Ich und Selbst: Konstruktionen und Behandlungskonzepte by Marie-Luise Althoff

Ich und Selbst: Konstruktionen und Behandlungskonzepte by Marie-Luise Althoff

Autor:Marie-Luise Althoff
Die sprache: deu
Format: epub
ISBN: 9783662565445
Herausgeber: Springer Berlin Heidelberg


Das Ich ist ebenfalls als soziale Konstruktion aufzufassen (vgl. Prinz 2004b, S. 24).

Bio- psycho-soziales Modell

Diese Herangehensweise kann auch als eine bio-psycho-soziale eingestuft werden. Prinz vertritt die Auffassung, dass die Ausbildung von Bewusstsein an bestimmte neurobiologische Bedingungen als notwendige Voraussetzung gebunden ist.
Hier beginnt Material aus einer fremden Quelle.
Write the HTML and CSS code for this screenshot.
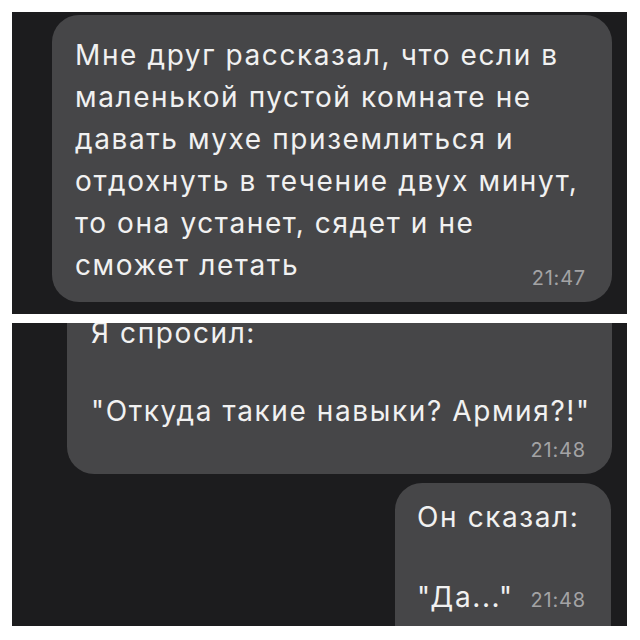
FILE: index.html
```html
<!DOCTYPE html>
<html lang="ru">
<head>
<meta charset="utf-8">
<title>Переписка</title>
<link rel="stylesheet" href="styles.css">
</head>
<body>
  <main class="sheet">
    <section class="panel panel-top">
      <div class="bubble bubble-first">
        <p class="msg">Мне друг рассказал, что если в маленькой пустой комнате не давать мухе приземлиться и отдохнуть в течение двух минут, то она устанет, сядет и не сможет летать</p>
        <div class="time time-under">21:47</div>
      </div>
    </section>
    <section class="panel panel-bottom">
      <div class="bubble bubble-question">
        <p class="msg">Я спросил:<br><br>"Откуда такие навыки? Армия?!"</p>
        <div class="time time-line">21:48</div>
      </div>
      <div class="bubble bubble-answer">
        <p class="msg">Он сказал:<br><br></p>
        <div class="last-line">
          <span class="msg-inline">"Да..."</span>
          <span class="time">21:48</span>
        </div>
      </div>
    </section>
  </main>
</body>
</html>
```
FILE: styles.css
```css
html, body {
  margin: 0;
  padding: 0;
  background: #ffffff;
}

.sheet {
  width: 615px;
  padding: 12px 13px 0 12px;
  display: flex;
  flex-direction: column;
  gap: 9px;
  font-family: Inter, "Liberation Sans", Arial, sans-serif;
}

.panel {
  background: #1c1c1e;
  overflow: hidden;
  display: flex;
  flex-direction: column;
}

.panel-top {
  height: 302px;
}

.panel-bottom {
  height: 303px;
  gap: 9px;
}

.bubble {
  background: #464648;
  border-radius: 27px;
  color: #f1f1f1;
  box-sizing: border-box;
}

.msg {
  margin: 0;
  font-size: 28px;
  letter-spacing: 1.6px;
}

.time {
  font-size: 20px;
  line-height: 24px;
  letter-spacing: 0.8px;
  color: #a3a3a5;
}

/* first message, top panel */
.bubble-first {
  margin: 3px 15px 0 40px;
  padding: 19px 18px 12px 23px;
}

.bubble-first .msg {
  line-height: 42px;
}

.time-under {
  margin: -20px 8px 0 0;
  text-align: right;
}

/* question, cut off by the top edge of the panel */
.bubble-question {
  margin: -30px 15px 0 55px;
  padding: 21px 14px 12px 24px;
  flex: none;
}

.bubble-question .msg {
  line-height: 39px;
}

.time-line {
  margin: 7px 12px 0 0;
  text-align: right;
}

/* answer, runs past the bottom edge */
.bubble-answer {
  align-self: flex-end;
  width: 216px;
  margin-right: 16px;
  padding: 14px 25px 40px 22px;
  flex: none;
}

.bubble-answer .msg {
  line-height: 40px;
}

.last-line {
  display: flex;
  justify-content: space-between;
  align-items: baseline;
  line-height: 40px;
}

.msg-inline {
  font-size: 28px;
  letter-spacing: 1.6px;
}
```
In Übereinstimmung mit Roth ist er überzeugt davon, dass diese Bedingungen jedoch nicht hinreichend sind, um die Ausbildung von Bewusstsein zu erklären. Seiner Meinung nach müssen für eine hinreichende Erklärung des Phänomens Bewusstsein die neurobiologischen Voraussetzungen und die gesellschaftlich-politischen Bedingungen veranschlagt werden.

Das Gleiche gilt für die Phänomene des bewussten Ich und des freien Willens. Der freie Wille ordnet sich in Prinz‘ Modell als Konstruktion in das Selbstbild des Menschen ein und ist in diesem real, wirksam und legt den Handlungsspielraum des Individuums fest (Prinz 2004a, S. 205 f.).

Nach der Einbettung der Ergebnisse der Neurobiologie und der empirischen Psychologie in einen konstruktivistischen Ansatz, betrachte ich es als gerechtfertigt, Wille und Freiheit ebenso wie Ich und Selbst als soziale Konstruktionen anzuschauen, zu denen es (bislang) kein Pendant im Bereich der naturwissenschaftlich messbaren Gehirnaktivität gibt. Die Hirnforschung versucht zuweilen, Qualitäten von Wahrnehmungen mit naturwissenschaftlichen und allgemeingültigen Parametern zu erklären. Wahrnehmungen sind jedoch, in Übereinstimmung mit der Mehrzahl der Hirnforscher, subjektive Phänomene, die auch wesentlich von den spezifischen biologischen und sozialen Erfahrungen des Individuums abhängen. Es stellt sich so dar, dass das subjektive Empfinden eines Gefühls auf der einen Seite steht und auf der anderen die messbare Gehirnaktivität. Diese beiden Kategorien sinnvoll aufeinander zu beziehen, ist (bislang) nur bedingt möglich, sollte in Zukunft immer wieder versucht werden, aber führt bei so komplizierten Phänomenen wie dem des freien Willens zu den diskutierten Missverständnissen.